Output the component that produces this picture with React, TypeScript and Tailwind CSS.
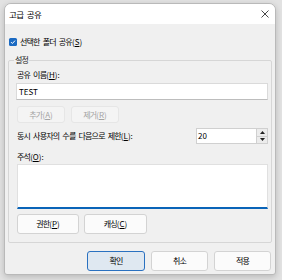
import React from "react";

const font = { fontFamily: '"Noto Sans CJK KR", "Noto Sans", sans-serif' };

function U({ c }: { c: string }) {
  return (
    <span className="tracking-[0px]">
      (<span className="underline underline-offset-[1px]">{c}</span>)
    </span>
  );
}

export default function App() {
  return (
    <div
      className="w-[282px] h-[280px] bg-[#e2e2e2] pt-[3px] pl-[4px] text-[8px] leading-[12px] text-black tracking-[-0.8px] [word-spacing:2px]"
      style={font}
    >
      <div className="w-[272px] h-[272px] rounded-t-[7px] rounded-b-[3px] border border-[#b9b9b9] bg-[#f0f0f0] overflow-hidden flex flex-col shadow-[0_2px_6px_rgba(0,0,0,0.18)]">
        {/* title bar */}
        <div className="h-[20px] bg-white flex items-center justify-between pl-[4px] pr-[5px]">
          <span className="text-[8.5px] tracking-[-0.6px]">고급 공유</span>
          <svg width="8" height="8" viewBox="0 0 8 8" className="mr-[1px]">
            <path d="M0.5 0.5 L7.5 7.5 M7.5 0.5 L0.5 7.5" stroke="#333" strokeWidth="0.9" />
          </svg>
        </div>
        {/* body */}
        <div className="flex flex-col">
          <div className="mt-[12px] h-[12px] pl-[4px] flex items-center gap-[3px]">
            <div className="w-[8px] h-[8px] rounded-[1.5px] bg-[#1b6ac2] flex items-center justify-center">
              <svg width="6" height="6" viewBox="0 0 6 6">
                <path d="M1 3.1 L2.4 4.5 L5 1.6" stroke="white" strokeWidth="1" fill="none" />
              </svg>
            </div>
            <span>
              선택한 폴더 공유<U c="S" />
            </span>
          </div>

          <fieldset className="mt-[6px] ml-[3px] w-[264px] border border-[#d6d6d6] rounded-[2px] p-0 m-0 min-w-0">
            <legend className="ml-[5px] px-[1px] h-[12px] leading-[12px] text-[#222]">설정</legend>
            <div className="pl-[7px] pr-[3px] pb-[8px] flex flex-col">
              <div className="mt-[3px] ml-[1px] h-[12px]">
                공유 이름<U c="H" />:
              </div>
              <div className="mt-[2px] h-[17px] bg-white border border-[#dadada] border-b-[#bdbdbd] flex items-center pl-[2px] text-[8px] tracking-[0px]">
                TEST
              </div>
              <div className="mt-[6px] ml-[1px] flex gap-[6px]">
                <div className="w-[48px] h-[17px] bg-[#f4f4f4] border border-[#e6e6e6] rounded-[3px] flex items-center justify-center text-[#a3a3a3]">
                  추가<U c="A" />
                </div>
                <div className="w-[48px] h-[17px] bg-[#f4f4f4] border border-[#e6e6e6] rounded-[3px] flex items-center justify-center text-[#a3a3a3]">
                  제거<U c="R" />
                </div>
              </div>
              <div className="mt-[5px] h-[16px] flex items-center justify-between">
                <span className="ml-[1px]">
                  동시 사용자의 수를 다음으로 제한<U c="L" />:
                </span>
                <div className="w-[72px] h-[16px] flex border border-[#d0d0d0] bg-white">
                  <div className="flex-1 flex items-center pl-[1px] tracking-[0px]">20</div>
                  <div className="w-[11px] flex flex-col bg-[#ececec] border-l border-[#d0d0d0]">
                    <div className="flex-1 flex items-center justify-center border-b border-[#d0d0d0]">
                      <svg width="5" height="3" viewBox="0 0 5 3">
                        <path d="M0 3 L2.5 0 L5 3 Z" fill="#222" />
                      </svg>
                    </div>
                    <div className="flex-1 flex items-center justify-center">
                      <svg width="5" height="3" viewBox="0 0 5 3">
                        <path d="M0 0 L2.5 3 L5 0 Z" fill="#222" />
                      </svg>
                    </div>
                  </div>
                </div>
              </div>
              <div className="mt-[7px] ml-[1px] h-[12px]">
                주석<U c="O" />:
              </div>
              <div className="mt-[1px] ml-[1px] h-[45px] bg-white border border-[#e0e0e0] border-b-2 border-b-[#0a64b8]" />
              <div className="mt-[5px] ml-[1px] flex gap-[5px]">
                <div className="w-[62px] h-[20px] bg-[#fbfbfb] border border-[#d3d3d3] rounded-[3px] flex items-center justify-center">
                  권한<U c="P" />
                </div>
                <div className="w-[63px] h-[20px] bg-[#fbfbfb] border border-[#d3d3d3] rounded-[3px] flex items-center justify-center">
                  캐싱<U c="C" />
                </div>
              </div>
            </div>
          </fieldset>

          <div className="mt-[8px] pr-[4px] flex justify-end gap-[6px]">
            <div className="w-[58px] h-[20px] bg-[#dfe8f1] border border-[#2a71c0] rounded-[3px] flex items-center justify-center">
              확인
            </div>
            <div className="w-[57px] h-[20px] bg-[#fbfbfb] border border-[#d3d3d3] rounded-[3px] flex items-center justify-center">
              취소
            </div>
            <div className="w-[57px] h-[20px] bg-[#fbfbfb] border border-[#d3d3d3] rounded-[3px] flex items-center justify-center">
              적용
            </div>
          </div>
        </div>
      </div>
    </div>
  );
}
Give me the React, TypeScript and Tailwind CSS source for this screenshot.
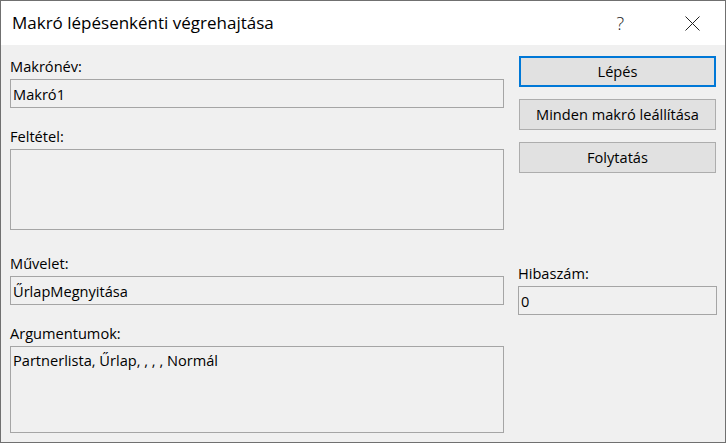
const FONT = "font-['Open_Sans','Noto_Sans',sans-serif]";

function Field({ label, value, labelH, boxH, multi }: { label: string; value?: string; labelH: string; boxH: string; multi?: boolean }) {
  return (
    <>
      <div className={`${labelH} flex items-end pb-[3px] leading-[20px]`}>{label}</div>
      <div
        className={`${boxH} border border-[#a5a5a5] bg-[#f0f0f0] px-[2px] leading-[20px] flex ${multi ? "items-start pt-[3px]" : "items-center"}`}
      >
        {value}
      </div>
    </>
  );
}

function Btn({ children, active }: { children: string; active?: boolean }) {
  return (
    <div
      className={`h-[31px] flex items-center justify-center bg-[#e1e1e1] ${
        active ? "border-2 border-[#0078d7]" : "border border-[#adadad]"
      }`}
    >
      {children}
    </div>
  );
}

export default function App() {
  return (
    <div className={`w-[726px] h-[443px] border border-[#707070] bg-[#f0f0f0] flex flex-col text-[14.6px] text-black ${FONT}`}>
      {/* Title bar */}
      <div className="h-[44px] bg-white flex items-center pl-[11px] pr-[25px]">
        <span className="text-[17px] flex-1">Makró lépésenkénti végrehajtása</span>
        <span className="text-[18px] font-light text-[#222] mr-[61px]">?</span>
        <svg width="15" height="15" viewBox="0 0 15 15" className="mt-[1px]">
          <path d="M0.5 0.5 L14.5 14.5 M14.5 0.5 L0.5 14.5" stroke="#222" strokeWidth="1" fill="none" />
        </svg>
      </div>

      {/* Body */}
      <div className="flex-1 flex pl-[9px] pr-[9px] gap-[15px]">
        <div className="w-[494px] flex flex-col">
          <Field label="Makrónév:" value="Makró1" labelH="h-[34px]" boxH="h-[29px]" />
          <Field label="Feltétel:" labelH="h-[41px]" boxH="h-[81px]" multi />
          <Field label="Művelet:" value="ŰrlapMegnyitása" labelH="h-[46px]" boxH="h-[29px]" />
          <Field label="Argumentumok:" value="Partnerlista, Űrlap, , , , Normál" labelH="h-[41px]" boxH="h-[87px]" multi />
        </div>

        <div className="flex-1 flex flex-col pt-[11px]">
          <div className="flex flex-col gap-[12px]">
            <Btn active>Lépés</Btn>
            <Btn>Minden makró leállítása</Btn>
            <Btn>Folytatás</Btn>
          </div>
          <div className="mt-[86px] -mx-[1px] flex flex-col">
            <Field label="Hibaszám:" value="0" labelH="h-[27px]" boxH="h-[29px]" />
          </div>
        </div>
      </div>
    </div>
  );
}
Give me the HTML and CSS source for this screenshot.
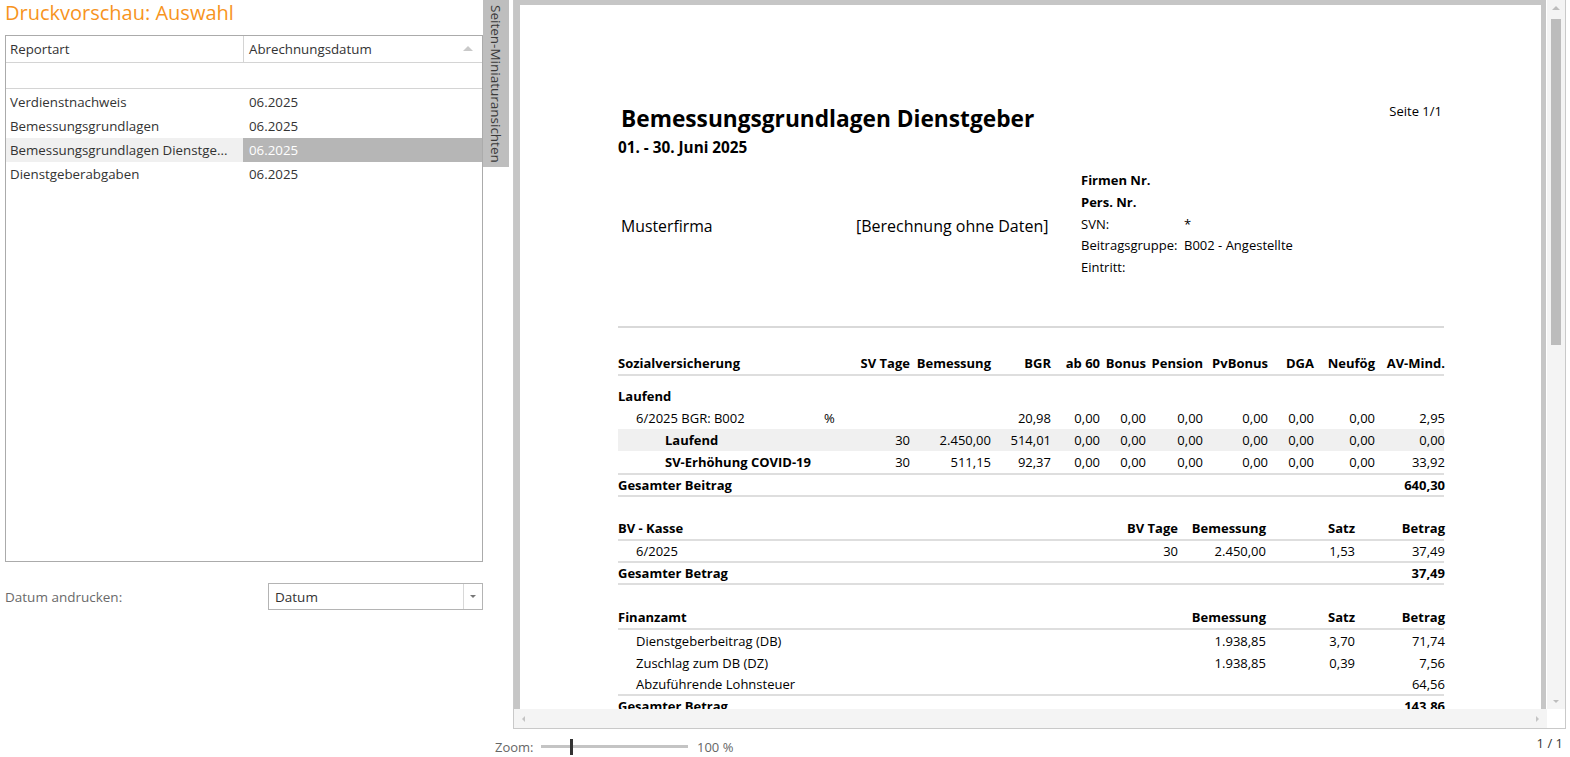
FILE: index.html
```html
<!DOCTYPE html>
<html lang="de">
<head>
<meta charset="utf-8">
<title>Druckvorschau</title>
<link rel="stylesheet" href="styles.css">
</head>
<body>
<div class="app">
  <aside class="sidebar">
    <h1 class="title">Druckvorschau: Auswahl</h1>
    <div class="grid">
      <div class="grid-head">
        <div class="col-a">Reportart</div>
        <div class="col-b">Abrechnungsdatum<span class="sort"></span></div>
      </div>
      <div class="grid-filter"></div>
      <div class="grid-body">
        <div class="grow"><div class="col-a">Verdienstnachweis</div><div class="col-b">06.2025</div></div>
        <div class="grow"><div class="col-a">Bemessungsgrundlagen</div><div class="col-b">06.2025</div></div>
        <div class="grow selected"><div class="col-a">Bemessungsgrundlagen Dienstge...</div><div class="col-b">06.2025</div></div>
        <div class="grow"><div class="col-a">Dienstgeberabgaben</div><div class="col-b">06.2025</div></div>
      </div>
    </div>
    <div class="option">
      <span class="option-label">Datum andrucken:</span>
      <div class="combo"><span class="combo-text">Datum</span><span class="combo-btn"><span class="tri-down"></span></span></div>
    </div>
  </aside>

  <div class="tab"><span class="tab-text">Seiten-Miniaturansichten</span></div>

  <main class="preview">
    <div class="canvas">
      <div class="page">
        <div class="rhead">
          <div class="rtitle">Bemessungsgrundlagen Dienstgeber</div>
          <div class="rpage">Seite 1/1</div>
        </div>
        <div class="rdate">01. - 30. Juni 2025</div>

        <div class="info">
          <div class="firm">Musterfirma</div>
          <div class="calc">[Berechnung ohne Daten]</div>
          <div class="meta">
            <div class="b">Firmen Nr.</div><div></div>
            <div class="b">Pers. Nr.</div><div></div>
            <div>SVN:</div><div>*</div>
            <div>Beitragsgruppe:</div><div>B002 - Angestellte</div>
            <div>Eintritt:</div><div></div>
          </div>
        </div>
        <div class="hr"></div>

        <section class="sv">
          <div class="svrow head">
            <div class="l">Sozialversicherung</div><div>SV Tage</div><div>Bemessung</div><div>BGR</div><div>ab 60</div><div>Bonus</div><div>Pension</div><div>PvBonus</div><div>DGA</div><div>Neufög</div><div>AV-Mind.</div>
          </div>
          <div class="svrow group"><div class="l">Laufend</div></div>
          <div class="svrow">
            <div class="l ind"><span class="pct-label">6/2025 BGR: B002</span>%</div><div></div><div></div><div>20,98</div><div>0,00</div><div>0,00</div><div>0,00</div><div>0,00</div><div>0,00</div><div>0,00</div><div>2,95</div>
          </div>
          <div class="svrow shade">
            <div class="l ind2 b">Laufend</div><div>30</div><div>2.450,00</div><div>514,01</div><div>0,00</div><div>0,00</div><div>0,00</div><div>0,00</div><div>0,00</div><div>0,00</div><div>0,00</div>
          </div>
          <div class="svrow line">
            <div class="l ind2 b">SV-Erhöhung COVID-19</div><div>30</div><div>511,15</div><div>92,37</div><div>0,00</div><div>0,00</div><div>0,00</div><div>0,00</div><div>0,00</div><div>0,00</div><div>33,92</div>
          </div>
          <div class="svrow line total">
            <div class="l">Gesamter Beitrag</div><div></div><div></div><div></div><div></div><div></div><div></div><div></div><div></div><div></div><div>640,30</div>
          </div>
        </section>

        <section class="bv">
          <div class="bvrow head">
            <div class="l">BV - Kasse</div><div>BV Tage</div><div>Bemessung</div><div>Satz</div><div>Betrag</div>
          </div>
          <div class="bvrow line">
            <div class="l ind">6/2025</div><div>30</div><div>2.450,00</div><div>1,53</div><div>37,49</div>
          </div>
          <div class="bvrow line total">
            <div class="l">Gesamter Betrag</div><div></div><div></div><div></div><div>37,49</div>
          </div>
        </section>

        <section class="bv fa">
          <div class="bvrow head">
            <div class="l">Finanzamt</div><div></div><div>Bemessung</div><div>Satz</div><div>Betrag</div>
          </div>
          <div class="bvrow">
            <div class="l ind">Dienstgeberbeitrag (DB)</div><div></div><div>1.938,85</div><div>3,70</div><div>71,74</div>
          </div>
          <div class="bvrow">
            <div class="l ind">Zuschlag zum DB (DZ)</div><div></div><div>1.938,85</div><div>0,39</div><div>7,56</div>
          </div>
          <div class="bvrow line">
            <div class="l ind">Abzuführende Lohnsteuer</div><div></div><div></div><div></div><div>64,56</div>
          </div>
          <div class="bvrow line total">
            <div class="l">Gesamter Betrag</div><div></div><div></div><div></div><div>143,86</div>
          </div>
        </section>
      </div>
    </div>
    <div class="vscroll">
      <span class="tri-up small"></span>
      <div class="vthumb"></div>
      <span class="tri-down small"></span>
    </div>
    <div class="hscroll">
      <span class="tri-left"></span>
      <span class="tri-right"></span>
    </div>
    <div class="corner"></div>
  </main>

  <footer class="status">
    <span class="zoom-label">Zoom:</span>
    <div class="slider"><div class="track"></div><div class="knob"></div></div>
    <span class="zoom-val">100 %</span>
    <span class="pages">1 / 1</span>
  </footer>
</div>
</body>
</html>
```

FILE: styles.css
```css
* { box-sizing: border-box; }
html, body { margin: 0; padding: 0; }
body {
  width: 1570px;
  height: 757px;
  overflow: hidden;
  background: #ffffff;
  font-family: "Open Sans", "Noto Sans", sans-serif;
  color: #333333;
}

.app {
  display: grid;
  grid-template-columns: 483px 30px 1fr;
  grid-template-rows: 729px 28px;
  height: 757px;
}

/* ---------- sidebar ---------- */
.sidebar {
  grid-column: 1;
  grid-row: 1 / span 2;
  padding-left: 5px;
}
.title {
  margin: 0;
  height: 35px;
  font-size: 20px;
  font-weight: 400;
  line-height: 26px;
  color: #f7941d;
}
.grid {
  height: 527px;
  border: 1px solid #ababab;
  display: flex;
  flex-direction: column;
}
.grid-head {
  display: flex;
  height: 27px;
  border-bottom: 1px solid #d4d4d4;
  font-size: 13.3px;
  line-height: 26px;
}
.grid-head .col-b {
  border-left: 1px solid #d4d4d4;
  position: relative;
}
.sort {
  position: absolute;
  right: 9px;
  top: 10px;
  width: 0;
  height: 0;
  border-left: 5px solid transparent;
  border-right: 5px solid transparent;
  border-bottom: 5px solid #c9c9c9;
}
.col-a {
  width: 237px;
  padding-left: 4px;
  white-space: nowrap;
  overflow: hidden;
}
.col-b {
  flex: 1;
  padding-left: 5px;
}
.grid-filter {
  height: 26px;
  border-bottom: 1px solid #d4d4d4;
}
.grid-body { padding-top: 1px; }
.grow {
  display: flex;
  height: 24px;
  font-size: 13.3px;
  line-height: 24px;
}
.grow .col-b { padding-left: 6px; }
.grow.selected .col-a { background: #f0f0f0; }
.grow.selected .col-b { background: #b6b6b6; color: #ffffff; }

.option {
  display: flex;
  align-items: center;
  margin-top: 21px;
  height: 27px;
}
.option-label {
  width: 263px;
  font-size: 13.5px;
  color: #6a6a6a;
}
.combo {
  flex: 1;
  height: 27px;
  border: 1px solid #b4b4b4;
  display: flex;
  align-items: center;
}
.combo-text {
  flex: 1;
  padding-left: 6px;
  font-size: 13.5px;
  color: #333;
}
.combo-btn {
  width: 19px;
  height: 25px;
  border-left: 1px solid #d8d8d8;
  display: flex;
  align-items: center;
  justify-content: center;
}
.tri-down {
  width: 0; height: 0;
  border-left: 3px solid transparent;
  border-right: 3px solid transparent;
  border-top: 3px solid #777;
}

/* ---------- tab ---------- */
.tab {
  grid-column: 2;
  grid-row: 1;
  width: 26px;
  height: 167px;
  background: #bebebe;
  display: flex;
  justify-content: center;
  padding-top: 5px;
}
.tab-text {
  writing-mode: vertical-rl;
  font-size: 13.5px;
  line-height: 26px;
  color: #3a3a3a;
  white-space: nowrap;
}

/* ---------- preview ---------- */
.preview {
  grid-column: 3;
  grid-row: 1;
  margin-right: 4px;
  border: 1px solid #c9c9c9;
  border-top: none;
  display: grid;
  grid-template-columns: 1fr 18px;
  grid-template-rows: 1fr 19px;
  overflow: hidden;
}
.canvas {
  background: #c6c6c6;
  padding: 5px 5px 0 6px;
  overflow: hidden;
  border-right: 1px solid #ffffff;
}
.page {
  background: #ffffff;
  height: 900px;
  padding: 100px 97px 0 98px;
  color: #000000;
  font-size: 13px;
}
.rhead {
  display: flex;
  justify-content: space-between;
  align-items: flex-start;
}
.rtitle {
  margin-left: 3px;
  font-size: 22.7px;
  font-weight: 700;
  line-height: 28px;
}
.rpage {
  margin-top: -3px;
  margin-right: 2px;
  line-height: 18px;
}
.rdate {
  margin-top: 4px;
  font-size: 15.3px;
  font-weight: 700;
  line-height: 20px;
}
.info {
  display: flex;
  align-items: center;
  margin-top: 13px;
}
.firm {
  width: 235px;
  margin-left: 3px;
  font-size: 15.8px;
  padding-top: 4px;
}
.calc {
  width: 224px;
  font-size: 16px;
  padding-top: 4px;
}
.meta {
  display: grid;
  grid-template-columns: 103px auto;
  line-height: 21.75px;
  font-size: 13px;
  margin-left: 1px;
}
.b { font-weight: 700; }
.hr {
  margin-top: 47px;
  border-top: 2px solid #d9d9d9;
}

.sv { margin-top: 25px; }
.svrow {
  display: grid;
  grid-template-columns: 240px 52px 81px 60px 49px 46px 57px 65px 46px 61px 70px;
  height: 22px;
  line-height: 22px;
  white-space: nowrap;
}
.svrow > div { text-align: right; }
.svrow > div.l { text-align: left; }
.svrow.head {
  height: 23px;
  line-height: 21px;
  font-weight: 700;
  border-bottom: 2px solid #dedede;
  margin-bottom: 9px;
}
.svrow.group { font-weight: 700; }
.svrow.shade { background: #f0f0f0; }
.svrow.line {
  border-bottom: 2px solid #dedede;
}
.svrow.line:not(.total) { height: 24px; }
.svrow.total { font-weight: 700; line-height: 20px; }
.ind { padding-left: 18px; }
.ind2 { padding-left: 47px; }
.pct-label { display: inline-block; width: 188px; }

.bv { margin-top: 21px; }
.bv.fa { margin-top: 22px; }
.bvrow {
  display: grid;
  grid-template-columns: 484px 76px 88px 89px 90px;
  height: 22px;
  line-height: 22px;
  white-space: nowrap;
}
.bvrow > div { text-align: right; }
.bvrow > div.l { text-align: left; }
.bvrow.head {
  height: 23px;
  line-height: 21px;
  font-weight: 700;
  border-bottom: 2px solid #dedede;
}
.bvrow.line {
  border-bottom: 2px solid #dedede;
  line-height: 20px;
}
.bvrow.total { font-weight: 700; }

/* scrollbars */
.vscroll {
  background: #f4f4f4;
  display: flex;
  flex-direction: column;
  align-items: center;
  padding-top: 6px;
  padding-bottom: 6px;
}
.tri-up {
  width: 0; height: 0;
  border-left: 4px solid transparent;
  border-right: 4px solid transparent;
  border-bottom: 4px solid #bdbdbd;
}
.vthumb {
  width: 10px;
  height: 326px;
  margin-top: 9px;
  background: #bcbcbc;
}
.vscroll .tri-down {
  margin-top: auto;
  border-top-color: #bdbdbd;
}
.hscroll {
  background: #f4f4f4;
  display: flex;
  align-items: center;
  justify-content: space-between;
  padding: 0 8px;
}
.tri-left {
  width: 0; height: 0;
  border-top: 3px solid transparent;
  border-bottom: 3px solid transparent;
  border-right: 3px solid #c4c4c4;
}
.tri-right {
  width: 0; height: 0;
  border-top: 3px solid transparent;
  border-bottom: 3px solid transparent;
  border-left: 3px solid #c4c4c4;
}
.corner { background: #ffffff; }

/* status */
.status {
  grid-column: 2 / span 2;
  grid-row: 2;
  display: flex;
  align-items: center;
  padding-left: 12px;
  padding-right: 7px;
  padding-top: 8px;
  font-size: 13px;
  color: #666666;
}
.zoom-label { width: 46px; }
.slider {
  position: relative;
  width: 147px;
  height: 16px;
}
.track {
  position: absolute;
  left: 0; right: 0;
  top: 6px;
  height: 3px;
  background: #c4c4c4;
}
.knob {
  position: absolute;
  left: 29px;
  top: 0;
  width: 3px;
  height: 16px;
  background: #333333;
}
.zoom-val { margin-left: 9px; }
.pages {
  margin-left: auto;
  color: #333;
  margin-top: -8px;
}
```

◇ ◇ ◇ ◇

■ **Work to be completed**
Sift through the entries and copy every line with "TypeScript".

■ **Solution to this task**
Output the component that produces this picture with React, TypeScript and Tailwind CSS.
Give me the React, TypeScript and Tailwind CSS source for this screenshot.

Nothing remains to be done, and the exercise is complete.